MQLs from chat are almost always inflated because the scoring model doesn't account for what the chat actually produced. It accounts for the fact that a chat happened, that an email was exchanged, that certain page triggers were met. Those are activity metrics. They are not intent metrics. They are not qualification metrics. Treating them as such is how you end up with 400 "leads" that sales refuses to touch.

The Chat-to-Pipeline Gap

Here's what actually happens between "chat started" and "deal closed." The AI engages a visitor, has a conversation, captures an email address. That contact gets pushed to HubSpot or Salesforce with a source tag. Marketing automation fires a nurture sequence. The prospect gets email one — maybe they open it, maybe they don't. Email two goes out three days later. Email three a week after that. Statistics suggest 90% of those prospects will never open email two. That's not pipeline. That's noise with a contact field filled in.

The gap between the chat and the opportunity is where qualification actually lives.
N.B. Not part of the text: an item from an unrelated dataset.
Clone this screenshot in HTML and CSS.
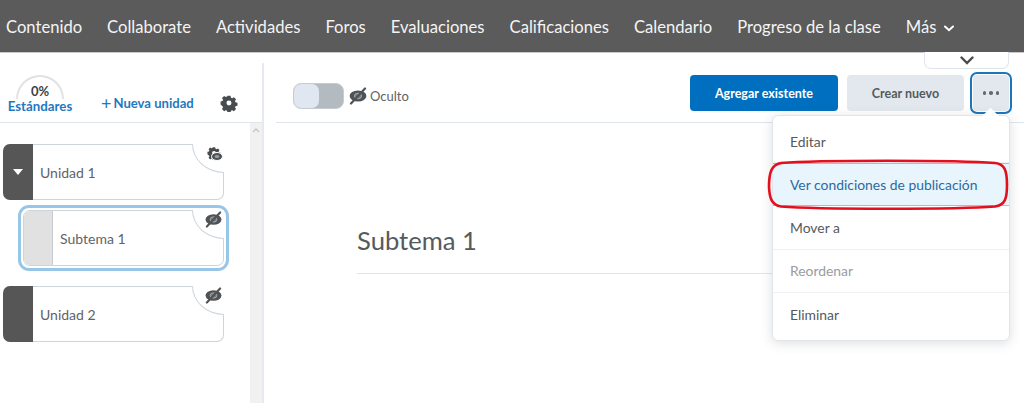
FILE: index.html
```html
<!DOCTYPE html>
<html lang="es">
<head>
    <meta charset="UTF-8">
    <title>Contenido</title>
    <link rel="stylesheet" href="styles.css">
</head>
<body>
    <svg class="defs" width="0" height="0">
        <symbol id="eye-off" viewBox="0 0 18 18">
            <ellipse cx="9" cy="9" rx="8.4" ry="5.6" fill="#4f5355"/>
            <ellipse cx="9" cy="9" rx="3.6" ry="2.8" fill="#77797b" stroke="#b5b7b9" stroke-width=".8"/>
            <path d="M2 16.5 L16 1.5" stroke="#4f5355" stroke-width="2.2" stroke-linecap="round"/>
        </symbol>
        <symbol id="gear" viewBox="0 0 18 18">
            <path fill="#494c4e" fill-rule="evenodd" d="M7.3 0.8h3.4l.5 2.2 1.4.6 1.9-1.2 2.4 2.4-1.2 1.9.6 1.4 2.2.5v3.4l-2.2.5-.6 1.4 1.2 1.9-2.4 2.4-1.9-1.2-1.4.6-.5 2.2H7.3l-.5-2.2-1.4-.6-1.9 1.2-2.4-2.4 1.2-1.9-.6-1.4L-.5 10.7V7.3l2.2-.5.6-1.4L1.1 3.5l2.4-2.4 1.9 1.2 1.4-.6zM9 6.2a2.8 2.8 0 1 0 0 5.6 2.8 2.8 0 0 0 0-5.6z" transform="translate(1 1) scale(.89)"/>
        </symbol>
    </svg>

    <nav class="topnav">
        <a>Contenido</a>
        <a>Collaborate</a>
        <a>Actividades</a>
        <a>Foros</a>
        <a>Evaluaciones</a>
        <a>Calificaciones</a>
        <a>Calendario</a>
        <a>Progreso de la clase</a>
        <a class="more">Más
            <svg width="10" height="7" viewBox="0 0 10 7"><path d="M1 1.5 L5 5.2 L9 1.5" fill="none" stroke="#fff" stroke-width="2" stroke-linecap="round"/></svg>
        </a>
    </nav>

    <div class="layout">
        <aside class="sidebar">
            <div class="side-head">
                <div class="standards">
                    <div class="gauge">0%</div>
                    <div class="standards-label">Estándares</div>
                </div>
                <a class="new-unit"><span class="plus">+</span>Nueva unidad</a>
                <svg class="side-gear" width="18" height="18"><use href="#gear"/></svg>
            </div>
            <div class="side-body">
                <div class="tree">
                    <div class="card">
                        <div class="card-tab">
                            <svg width="10" height="6" viewBox="0 0 10 6"><path d="M0 0H10L5 6Z" fill="#fff"/></svg>
                        </div>
                        <div class="card-name">Unidad 1</div>
                        <div class="notch"></div>
                        <svg class="card-icon card-icon-gear" width="14" height="14"><use href="#gear"/></svg>
                        <svg class="card-icon-sub" width="12" height="9" viewBox="0 0 12 9"><ellipse cx="6" cy="4.5" rx="5.5" ry="4" fill="#4f5355" stroke="#fff" stroke-width="1"/><ellipse cx="6" cy="4.5" rx="2.4" ry="1.6" fill="#9a9c9e"/></svg>
                    </div>
                    <div class="card-focus">
                        <div class="card card-sub">
                            <div class="card-tab tab-light"></div>
                            <div class="card-name">Subtema 1</div>
                            <div class="notch"></div>
                            <svg class="card-icon" width="17" height="17"><use href="#eye-off"/></svg>
                        </div>
                    </div>
                    <div class="card">
                        <div class="card-tab"></div>
                        <div class="card-name">Unidad 2</div>
                        <div class="notch"></div>
                        <svg class="card-icon" width="17" height="17"><use href="#eye-off"/></svg>
                    </div>
                </div>
                <div class="scrollbar">
                    <svg width="8" height="5" viewBox="0 0 8 5"><path d="M1 4 L4 1 L7 4" fill="none" stroke="#c4c4c4" stroke-width="1.4"/></svg>
                </div>
            </div>
        </aside>

        <main class="content">
            <div class="toolbar">
                <div class="visibility">
                    <div class="toggle"><div class="knob"></div></div>
                    <svg width="18" height="18"><use href="#eye-off"/></svg>
                    <span>Oculto</span>
                </div>
                <div class="actions">
                    <button class="btn btn-primary">Agregar existente</button>
                    <button class="btn btn-secondary">Crear nuevo</button>
                    <button class="btn-dots"><i></i><i></i><i></i></button>
                </div>
            </div>
            <h1 class="title">Subtema 1</h1>
        </main>
    </div>

    <div class="collapse-tab">
        <svg width="14" height="9" viewBox="0 0 14 9"><path d="M1.5 1.5 L7 7 L12.5 1.5" fill="none" stroke="#494c4e" stroke-width="2.4" stroke-linecap="round"/></svg>
    </div>

    <div class="menu">
        <div class="menu-arrow"></div>
        <div class="menu-item">Editar</div>
        <div class="menu-item active">Ver condiciones de publicación</div>
        <div class="menu-item">Mover a</div>
        <div class="menu-item disabled">Reordenar</div>
        <div class="menu-item">Eliminar</div>
    </div>

    <svg class="highlight" width="244" height="52" viewBox="0 0 244 52">
        <path d="M14 4 C50 1 190 1 228 4 C238 5 240 12 240 26 C240 40 238 46 228 47.5 C190 50.5 50 50.5 14 47.5 C4 46 2.500 38 2 28 C2 14 4 6 14 4Z" fill="none" stroke="#e2101e" stroke-width="2.6"/>
    </svg>
</body>
</html>
```

FILE: styles.css
```css
*{
    margin: 0;
    padding: 0;
    box-sizing: border-box;
}
body{
    width: 1024px;
    height: 403px;
    overflow: hidden;
    background-color: #fff;
    font-family: 'Lato', sans-serif;
    color: #565a5c;
    position: relative;
}
.defs{
    position: absolute;
}
.topnav{
    height: 53px;
    background-color: #5b5b5b;
    border-bottom: 1px solid #c9c9c9;
    display: flex;
    align-items: center;
    gap: 25px;
    padding: 1px 0 0 6px;
    font-size: 16.6px;
    color: #f4f4f4;
}
.more svg{
    margin-left: 3px;
    vertical-align: 1px;
}
.layout{
    display: flex;
    height: 350px;
}
.sidebar{
    width: 264px;
    padding-top: 10px;
    display: flex;
    flex-direction: column;
    flex-shrink: 0;
}
.side-head{
    height: 60px;
    border-bottom: 1px solid #e0e5ec;
    border-right: 2px solid #e6eaf0;
    display: flex;
    align-items: flex-start;
    padding: 12px 0 0 7px;
}
.standards{
    width: 66px;
    text-align: center;
}
.gauge{
    width: 48px;
    height: 24px;
    margin: 0 auto;
    border: 2px solid #e2e2e2;
    border-bottom: none;
    border-radius: 24px 24px 0 0;
    font-size: 13px;
    font-weight: 700;
    color: #3c3f41;
    padding-top: 8px;
    line-height: 13px;
}
.standards-label{
    font-size: 13.3px;
    font-weight: 700;
    color: #1f78c1;
    line-height: 15px;
}
.new-unit{
    margin: 20px 0 0 28px;
    font-size: 13.1px;
    font-weight: 700;
    color: #1f78c1;
    line-height: 16px;
    display: flex;
    align-items: center;
}
.plus{
    font-size: 18px;
    font-weight: 400;
    margin-right: 2px;
    line-height: 16px;
}
.side-gear{
    margin: 19px 0 0 26px;
}
.side-body{
    flex: 1;
    display: flex;
    border-right: 2px solid #e6eaf0;
}
.tree{
    width: 250px;
    padding: 21px 0 0 3px;
}
.scrollbar{
    width: 12px;
    background-color: #f1f1f1;
    display: flex;
    justify-content: center;
    align-items: flex-start;
    padding-top: 5px;
}
.card{
    width: 221px;
    height: 56px;
    border: 1px solid #cdd5dc;
    border-left: none;
    border-radius: 7px;
    display: flex;
    position: relative;
    background-color: #fff;
    margin-bottom: 5px;
}
.card-tab{
    width: 30px;
    margin: -1px 0;
    background-color: #565656;
    border-radius: 7px 0 0 7px;
    display: flex;
    align-items: center;
    justify-content: center;
}
.card-name{
    font-size: 14px;
    padding: 20px 0 0 7px;
    line-height: 16px;
    color: #5f6366;
}
.notch{
    position: absolute;
    top: -1px;
    right: -1px;
    width: 32px;
    height: 29px;
    background-color: #fff;
    border-left: 1px solid #cdd5dc;
    border-bottom: 1px solid #cdd5dc;
    border-bottom-left-radius: 100%;
}
.card-icon{
    position: absolute;
    top: 0;
    right: 1px;
}
.card-icon-gear{
    top: 1px;
    right: 2px;
}
.card-icon-sub{
    position: absolute;
    top: 7px;
    right: 0;
}
.card-focus{
    width: 211px;
    height: 66px;
    margin: 0 0 15px 15px;
    padding: 2px;
    border: 3px solid #97c6e8;
    border-radius: 11px;
}
.card-sub{
    width: 100%;
    height: 100%;
    border-left: 1px solid #cdd5dc;
    margin: 0;
}
.tab-light{
    width: 29px;
    margin: 0;
    background-color: #e1e1e1;
    border-right: 1px solid #c4cbd3;
    border-radius: 6px 0 0 6px;
}
.content{
    flex: 1;
    padding-left: 12px;
}
.toolbar{
    height: 70px;
    border-bottom: 1px solid #e0e5ec;
    display: flex;
    justify-content: space-between;
    align-items: flex-start;
    padding: 22px 12px 0 17px;
}
.visibility{
    display: flex;
    align-items: center;
    gap: 2px;
    padding-top: 8px;
    font-size: 13px;
    color: #5f6366;
}
.toggle{
    width: 51px;
    height: 26px;
    border-radius: 8px;
    background-color: #b3bac0;
    border: 1px solid #c5cdd4;
    margin-right: 3px;
}
.knob{
    width: 25px;
    height: 24px;
    border-radius: 7px;
    background-color: #e1e7f0;
}
.visibility span{
    margin-left: 1px;
}
.actions{
    display: flex;
    align-items: flex-start;
    gap: 9px;
}
.btn{
    height: 36px;
    border: none;
    border-radius: 4px;
    font-family: 'Lato', sans-serif;
    font-size: 12.5px;
    font-weight: 700;
}
.btn-primary{
    width: 148px;
    background-color: #006fbf;
    color: #fff;
}
.btn-secondary{
    width: 117px;
    background-color: #e3e8ef;
    color: #565a5c;
}
.btn-dots{
    width: 42px;
    height: 42px;
    margin: -3px 0 0 -3px;
    border: 2px solid #1c76bc;
    border-radius: 7px;
    background-color: #e3e8ef;
    box-shadow: inset 0 0 0 1px #fff;
    display: flex;
    align-items: center;
    justify-content: center;
    gap: 3px;
}
.btn-dots i{
    width: 3.5px;
    height: 3.5px;
    border-radius: 50%;
    background-color: #66696b;
}
.title{
    width: 478px;
    margin: 101px 0 0 81px;
    padding-bottom: 17px;
    border-bottom: 1px solid #e0e5ec;
    font-size: 25.6px;
    font-weight: 400;
    line-height: 32px;
    color: #565a5c;
}
.collapse-tab{
    position: absolute;
    top: 52px;
    left: 924px;
    width: 85px;
    height: 17px;
    background-color: #fff;
    border: 1px solid #e0e5ec;
    border-top: none;
    border-radius: 0 0 7px 7px;
    display: flex;
    justify-content: center;
    padding-top: 4px;
}
.menu{
    position: absolute;
    top: 115px;
    left: 772px;
    width: 238px;
    height: 226px;
    padding-top: 4px;
    background-color: #fff;
    border: 1px solid #e0e5ec;
    border-radius: 6px;
    box-shadow: 0 2px 12px rgba(86, 90, 92, 0.2);
    font-size: 13.9px;
    color: #565a5c;
}
.menu-arrow{
    position: absolute;
    top: -6px;
    right: 13px;
    width: 11px;
    height: 11px;
    background-color: #fff;
    transform: rotate(45deg);
}
.menu-item{
    height: 43.2px;
    padding: 0 17px;
    display: flex;
    align-items: center;
    border-bottom: 1px solid #eef0f4;
}
.menu-item:last-child{
    border-bottom: none;
}
.menu-item.active{
    background-color: #e8f5fd;
    color: #2c6a9f;
    border-top: 1px solid #8fc5ea;
    border-bottom: 1px solid #8fc5ea;
}
.menu-item.disabled{
    color: #9a9c9e;
}
.highlight{
    position: absolute;
    top: 159px;
    left: 767px;
}
```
Most teams have no visibility into this gap because they're measuring the inputs — chats, contacts, email opens — and the outputs — revenue closed, pipeline value — without connecting the dots in between. The middle is where the work happens. A prospect who chatted on your pricing page, asked a specific question about implementation, mentioned they're evaluating three vendors, and has a budget conversation happening internally — that prospect is in a completely different position from one who opened a chat on your homepage and typed "hi." Both show up the same way in your contact database. Both get the same nurture sequence. Neither becomes pipeline.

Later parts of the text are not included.